Two things do not only characterize companies of the New Economy in the years from 1997-2001 but also the successful survivors today: they all used new computer and network technology, and all competed for talented employees to drive their innovation.

New and complex technology requires young and open-minded employees. It also requires young and open-minded managers. The professional management of new computer technology is maybe as much a challenge as that of young innovative employees, and both fields mark the areas in which mistakes were made that led to the decline of many of the promising businesses that venture capitalists had put their hopes and millions on.

When the new technology of the internet began to unveil its potential ideas for new business activities led to an abundance of small new companies. What was most appealing was the notion that economic growth was no longer limited by regional factors nor depended on large investments in fixed assets. To simplify the scenario a network cable and a normal personal computer were enough to make millions overnight. All it took was the right idea and the ability to offer it to the right customer. "Web" was the most fashionable word of the time.

Unable to assess the risk of this unprecedented business boom the business media marveled at startup stories and spread the word of a new entrepreneurial spirit which would leave the old economy far behind. That attracted institutional investors and venture capitalists who helped artificially inflate this bubble of new businesses. Feeling left out private investors were eager to buy shares of New Economy companies on the stock markets. While starting in California the phenomenon was as unlimited as the internet it was based on and took investor's money all the way to Europe, Hongkong and Australia. After the financial crisis in Asia finally money looking for investment had found a new home.

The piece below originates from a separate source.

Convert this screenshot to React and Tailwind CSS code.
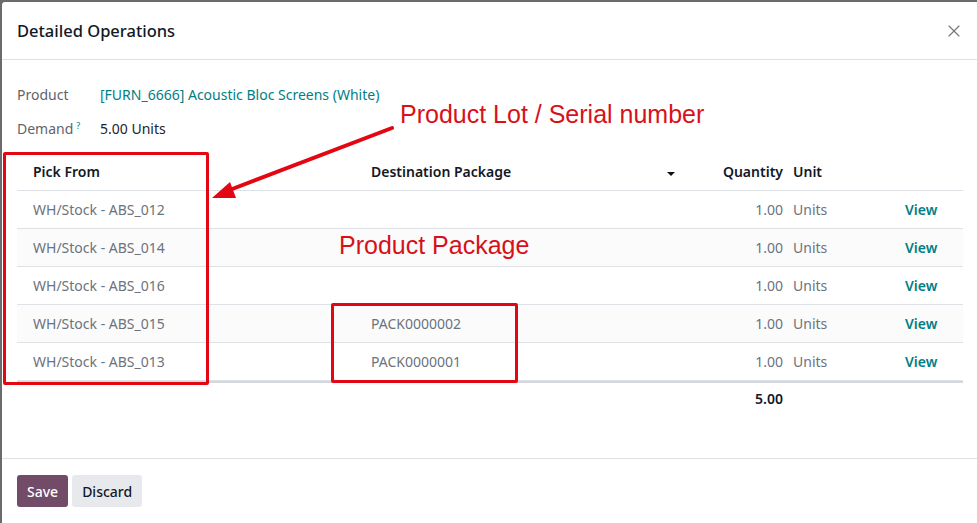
import { X } from 'lucide-react';

const rows = [
  { from: 'WH/Stock - ABS_012', pack: '' },
  { from: 'WH/Stock - ABS_014', pack: '' },
  { from: 'WH/Stock - ABS_016', pack: '' },
  { from: 'WH/Stock - ABS_015', pack: 'PACK0000002' },
  { from: 'WH/Stock - ABS_013', pack: 'PACK0000001' },
];

function Row({ row, striped }) {
  return (
    <div className={`flex h-[38px] items-center border-b border-[#dee2e6] pb-[1px] text-[14px] text-[#6c737c] ${striped ? 'bg-[#fbfbfb]' : ''}`}>
      <div className="w-[338px] pl-4">{row.from}</div>
      <div className="w-[335px] pl-4">{row.pack}</div>
      <div className="w-[100px] pr-[7px] text-right">1.00</div>
      <div className="w-[115px] pl-[3px]">Units</div>
      <div className="font-semibold text-[#017e84]">View</div>
    </div>
  );
}

export default function App() {
  return (
    <div className="h-[523px] w-[977px] overflow-hidden bg-[#6b6b6b] pl-[2px] pt-[2px]" style={{ fontFamily: '"Noto Sans", sans-serif' }}>
      <div className="relative flex h-full flex-col rounded-tl-[3px] bg-white">
        <div className="flex h-[58px] items-center justify-between border-b border-[#dee2e6] pl-[15px] pr-[13px]">
          <h1 className="mt-[1px] text-[16.5px] font-medium text-[#111827]">Detailed Operations</h1>
          <X size={20} strokeWidth={1.4} className="mt-[1px] text-[#777]" />
        </div>

        <div className="flex-1 px-[15px]">
          <div className="mt-[22px] flex h-[24px] items-center text-[14px]">
            <span className="w-[83px] text-[#5f646c]">Product</span>
            <span className="text-[#017e84]">[FURN_6666] Acoustic Bloc Screens (White)</span>
          </div>
          <div className="mt-[10px] flex h-[24px] items-center text-[14px]">
            <span className="w-[83px] text-[#5f646c]">
              Demand<sup className="ml-[3px] text-[9px] text-[#017e84]">?</sup>
            </span>
            <span className="text-[#212529]">5.00 Units</span>
          </div>

          <div className="mt-[13px] w-[946px]">
            <div className="flex h-[38px] items-center border-b border-[#dee2e6] pb-[1px] text-[14px] font-semibold text-[#111827]">
              <div className="w-[338px] pl-4">Pick From</div>
              <div className="flex w-[335px] items-center pl-4 pr-[15px]">
                <span>Destination Package</span>
                <span className="ml-auto mt-[6px] h-0 w-0 border-x-[4px] border-t-[4px] border-x-transparent border-t-[#111]" />
              </div>
              <div className="w-[100px] pr-[7px] text-right">Quantity</div>
              <div className="pl-[3px]">Unit</div>
            </div>
            {rows.map((r, i) => (
              <Row key={r.from} row={r} striped={i % 2 === 1} />
            ))}
            <div className="flex h-[33px] items-center border-t-2 border-[#d4d7db] text-[14px] font-semibold text-[#111827]">
              <div className="w-[773px] pr-[7px] text-right">5.00</div>
            </div>
          </div>
        </div>

        <div className="flex h-[65px] gap-1 border-t border-[#dee2e6] px-[15px] pt-4">
          <button className="h-[32px] rounded-[3px] bg-[#714b67] px-[10px] text-[14px] font-medium text-white">Save</button>
          <button className="h-[32px] rounded-[3px] bg-[#e7e9ed] px-[10px] text-[14px] font-medium text-[#111827]">Discard</button>
        </div>

        {/* annotations */}
        <div className="pointer-events-none absolute left-[1px] top-[150px] h-[233px] w-[206px] rounded-[2px] border-[3px] border-[#e30613]" />
        <div className="pointer-events-none absolute left-[329px] top-[301px] h-[80px] w-[187px] rounded-[2px] border-[3px] border-[#e30613]" />
        <div className="absolute left-[398px] top-[94px] text-[25px] text-[#d6111b]" style={{ fontFamily: '"Liberation Sans", Arial, sans-serif' }}>
          Product Lot / Serial number
        </div>
        <div className="absolute left-[337px] top-[225px] text-[25px] text-[#d6111b]" style={{ fontFamily: '"Liberation Sans", Arial, sans-serif' }}>
          Product Package
        </div>
        <svg className="absolute left-0 top-0" width="975" height="521">
          <line x1="390" y1="126" x2="225" y2="189" stroke="#e30613" strokeWidth="4" strokeLinecap="round" />
          <polygon points="210,196 228,180 234,196" fill="#e30613" />
        </svg>
      </div>
    </div>
  );
}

While even critics focused only on company values and capitalization a greatly ignored fact was that thousands of new companies would need thousands of new leaders who knew how to manage their people and technology. The world's managerial resource was bound in old companies and most entrepreneurs lacked the required expertise. In addition to that an even greater amount of technology experts were needed to do all the work. Nobody seemed to worry where all those people would come from and how they could obtain the knowledge? The beginning of new economy coincided with a decline in birth rates 30 years earlier. Since the introduction of chemical contraception the growth of the population in western countries had come to a halt and the numbers of young people were declining. The result was a shortage of specialists of all sorts. Suddenly everyone with basic computer knowledge could become an IT expert. Unfortunately the same was true for managers. The burst of the bubble is history and left questions after a hangover that took stockmarkets years to recover.

This is not to say that no company got it right. Where a product delivered a real benefit that was successfully communicated to customers businesses did exceptionally well and overcame the hurdles of a bumpy start. In the light of Google's stock rally it is easy to forget how many companies and careers have been left behind to face a much darker future. It is worth looking at the problematic areas of human resource and technology management to see how mistakes of the past can be identified and avoided for future enterprises to give value to shareholders.